▸ Set exercise:
Gather, from the listing beneath this task, every line holding the string "screenshot".

▸ Source records:
++++++++++++++++++++
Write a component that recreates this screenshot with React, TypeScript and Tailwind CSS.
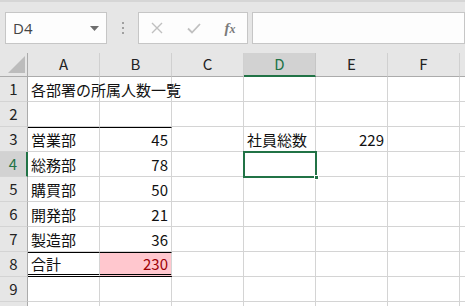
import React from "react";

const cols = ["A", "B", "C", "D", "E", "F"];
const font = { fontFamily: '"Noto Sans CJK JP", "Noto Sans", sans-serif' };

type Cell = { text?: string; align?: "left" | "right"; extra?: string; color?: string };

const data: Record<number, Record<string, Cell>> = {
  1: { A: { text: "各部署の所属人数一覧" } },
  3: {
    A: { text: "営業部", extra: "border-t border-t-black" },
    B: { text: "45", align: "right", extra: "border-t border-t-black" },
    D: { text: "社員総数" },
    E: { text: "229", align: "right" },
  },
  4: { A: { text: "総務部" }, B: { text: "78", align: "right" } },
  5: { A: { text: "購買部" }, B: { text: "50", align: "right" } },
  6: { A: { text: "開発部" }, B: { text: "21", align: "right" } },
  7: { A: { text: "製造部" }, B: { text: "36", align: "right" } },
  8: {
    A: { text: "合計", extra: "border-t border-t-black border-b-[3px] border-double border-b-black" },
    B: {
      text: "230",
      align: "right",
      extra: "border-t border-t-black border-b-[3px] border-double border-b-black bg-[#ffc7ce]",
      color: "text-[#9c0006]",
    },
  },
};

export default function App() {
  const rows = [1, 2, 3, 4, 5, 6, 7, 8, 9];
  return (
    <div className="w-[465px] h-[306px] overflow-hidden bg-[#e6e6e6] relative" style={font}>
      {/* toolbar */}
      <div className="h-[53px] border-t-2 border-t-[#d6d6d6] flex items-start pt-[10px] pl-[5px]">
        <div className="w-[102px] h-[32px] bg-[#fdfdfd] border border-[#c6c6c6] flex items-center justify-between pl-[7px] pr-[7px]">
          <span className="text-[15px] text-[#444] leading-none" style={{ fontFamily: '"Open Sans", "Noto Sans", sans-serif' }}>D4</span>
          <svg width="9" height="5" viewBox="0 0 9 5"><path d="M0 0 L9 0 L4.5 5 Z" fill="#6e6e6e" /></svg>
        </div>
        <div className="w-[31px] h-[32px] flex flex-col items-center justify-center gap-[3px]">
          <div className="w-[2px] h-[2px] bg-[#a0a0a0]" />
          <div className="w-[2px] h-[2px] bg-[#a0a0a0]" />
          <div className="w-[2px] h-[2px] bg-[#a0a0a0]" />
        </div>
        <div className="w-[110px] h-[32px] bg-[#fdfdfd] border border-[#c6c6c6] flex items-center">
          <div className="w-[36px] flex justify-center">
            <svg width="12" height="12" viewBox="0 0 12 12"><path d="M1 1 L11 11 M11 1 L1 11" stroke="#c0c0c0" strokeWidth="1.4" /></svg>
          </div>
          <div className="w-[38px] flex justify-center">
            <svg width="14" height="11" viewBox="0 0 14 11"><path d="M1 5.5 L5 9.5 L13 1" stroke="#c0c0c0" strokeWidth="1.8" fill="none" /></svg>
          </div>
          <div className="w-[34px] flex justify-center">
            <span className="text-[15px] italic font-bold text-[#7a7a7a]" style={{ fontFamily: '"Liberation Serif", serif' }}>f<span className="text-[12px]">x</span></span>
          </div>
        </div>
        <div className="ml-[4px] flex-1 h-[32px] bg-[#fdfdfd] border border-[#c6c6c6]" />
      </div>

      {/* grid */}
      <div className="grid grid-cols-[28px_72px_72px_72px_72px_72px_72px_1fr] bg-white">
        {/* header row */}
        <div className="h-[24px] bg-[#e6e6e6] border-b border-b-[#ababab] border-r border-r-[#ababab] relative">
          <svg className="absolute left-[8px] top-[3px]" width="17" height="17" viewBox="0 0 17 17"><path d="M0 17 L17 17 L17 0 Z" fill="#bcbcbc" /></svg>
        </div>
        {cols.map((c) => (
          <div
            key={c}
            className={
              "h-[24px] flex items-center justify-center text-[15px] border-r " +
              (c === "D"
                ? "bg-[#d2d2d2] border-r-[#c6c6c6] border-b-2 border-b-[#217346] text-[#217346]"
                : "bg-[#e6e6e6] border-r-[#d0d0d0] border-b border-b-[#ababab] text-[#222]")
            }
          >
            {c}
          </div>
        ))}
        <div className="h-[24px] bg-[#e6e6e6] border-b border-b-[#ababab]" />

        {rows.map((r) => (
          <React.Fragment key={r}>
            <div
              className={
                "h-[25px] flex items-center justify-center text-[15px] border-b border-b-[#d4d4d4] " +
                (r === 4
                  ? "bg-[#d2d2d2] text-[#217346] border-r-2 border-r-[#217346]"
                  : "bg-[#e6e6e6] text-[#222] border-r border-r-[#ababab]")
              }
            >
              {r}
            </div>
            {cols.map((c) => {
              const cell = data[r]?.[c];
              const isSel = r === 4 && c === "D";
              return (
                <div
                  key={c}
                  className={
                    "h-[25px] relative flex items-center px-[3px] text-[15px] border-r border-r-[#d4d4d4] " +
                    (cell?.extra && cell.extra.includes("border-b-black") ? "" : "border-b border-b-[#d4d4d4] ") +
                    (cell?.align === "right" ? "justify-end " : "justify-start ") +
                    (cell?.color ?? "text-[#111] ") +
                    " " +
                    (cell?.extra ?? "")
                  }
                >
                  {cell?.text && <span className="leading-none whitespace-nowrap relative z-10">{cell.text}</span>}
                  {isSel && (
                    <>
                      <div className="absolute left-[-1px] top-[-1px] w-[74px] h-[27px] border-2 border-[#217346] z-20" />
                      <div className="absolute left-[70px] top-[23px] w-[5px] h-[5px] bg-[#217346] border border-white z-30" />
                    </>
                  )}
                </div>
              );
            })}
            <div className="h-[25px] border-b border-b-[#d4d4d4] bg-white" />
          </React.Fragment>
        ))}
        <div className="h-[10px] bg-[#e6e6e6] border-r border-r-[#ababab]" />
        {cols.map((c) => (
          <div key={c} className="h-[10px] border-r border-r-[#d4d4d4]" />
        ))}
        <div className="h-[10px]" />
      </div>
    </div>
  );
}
++++++++++++++++++++
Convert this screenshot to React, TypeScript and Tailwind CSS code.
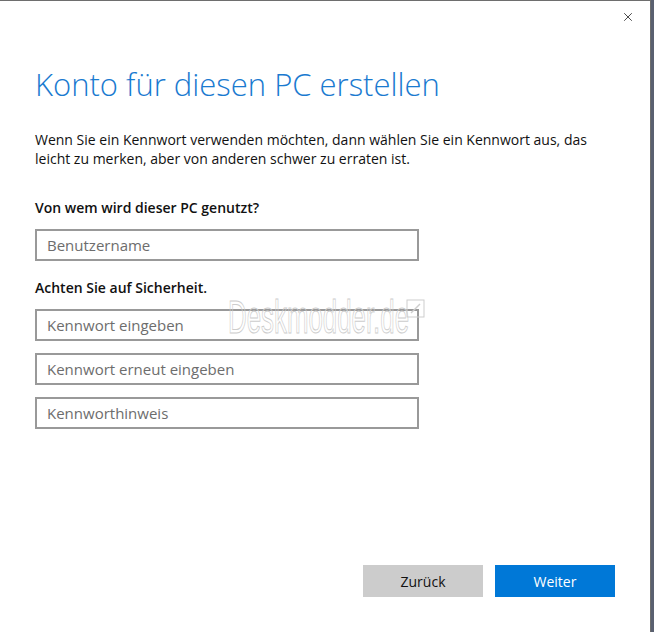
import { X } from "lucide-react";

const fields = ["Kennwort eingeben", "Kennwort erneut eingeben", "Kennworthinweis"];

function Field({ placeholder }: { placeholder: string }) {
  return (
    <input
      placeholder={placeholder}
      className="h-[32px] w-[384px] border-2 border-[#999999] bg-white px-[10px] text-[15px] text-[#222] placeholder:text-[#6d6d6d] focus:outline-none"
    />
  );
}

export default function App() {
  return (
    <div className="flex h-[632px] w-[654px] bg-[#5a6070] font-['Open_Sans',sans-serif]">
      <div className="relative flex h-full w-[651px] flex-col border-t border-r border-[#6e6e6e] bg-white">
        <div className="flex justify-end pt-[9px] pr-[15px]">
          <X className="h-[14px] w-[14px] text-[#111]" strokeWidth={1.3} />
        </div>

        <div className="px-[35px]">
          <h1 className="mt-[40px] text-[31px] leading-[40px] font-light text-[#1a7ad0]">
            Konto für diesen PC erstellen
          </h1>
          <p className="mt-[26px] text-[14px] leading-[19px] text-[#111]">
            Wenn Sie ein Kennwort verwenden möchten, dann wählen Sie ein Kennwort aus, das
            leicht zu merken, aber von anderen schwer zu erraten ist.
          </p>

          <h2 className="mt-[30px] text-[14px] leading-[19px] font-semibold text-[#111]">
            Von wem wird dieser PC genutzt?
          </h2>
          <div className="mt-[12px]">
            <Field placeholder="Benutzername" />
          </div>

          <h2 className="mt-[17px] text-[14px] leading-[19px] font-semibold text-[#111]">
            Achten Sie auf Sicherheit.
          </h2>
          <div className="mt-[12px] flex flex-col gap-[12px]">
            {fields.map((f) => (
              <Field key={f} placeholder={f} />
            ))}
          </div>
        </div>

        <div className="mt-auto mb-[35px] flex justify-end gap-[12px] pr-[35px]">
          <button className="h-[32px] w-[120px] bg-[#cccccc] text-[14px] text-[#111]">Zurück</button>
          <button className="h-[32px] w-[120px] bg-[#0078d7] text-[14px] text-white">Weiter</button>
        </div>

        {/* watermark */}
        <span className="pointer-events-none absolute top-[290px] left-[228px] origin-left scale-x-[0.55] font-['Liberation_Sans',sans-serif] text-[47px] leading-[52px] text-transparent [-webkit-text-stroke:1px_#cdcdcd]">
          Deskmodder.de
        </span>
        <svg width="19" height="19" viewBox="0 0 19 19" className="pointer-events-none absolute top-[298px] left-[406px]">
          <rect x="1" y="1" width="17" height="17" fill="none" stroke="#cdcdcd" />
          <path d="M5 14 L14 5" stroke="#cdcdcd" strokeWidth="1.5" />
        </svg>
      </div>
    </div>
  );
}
++++++++++++++++++++
▸ Task response:
Write a component that recreates this screenshot with React, TypeScript and Tailwind CSS.
Convert this screenshot to React, TypeScript and Tailwind CSS code.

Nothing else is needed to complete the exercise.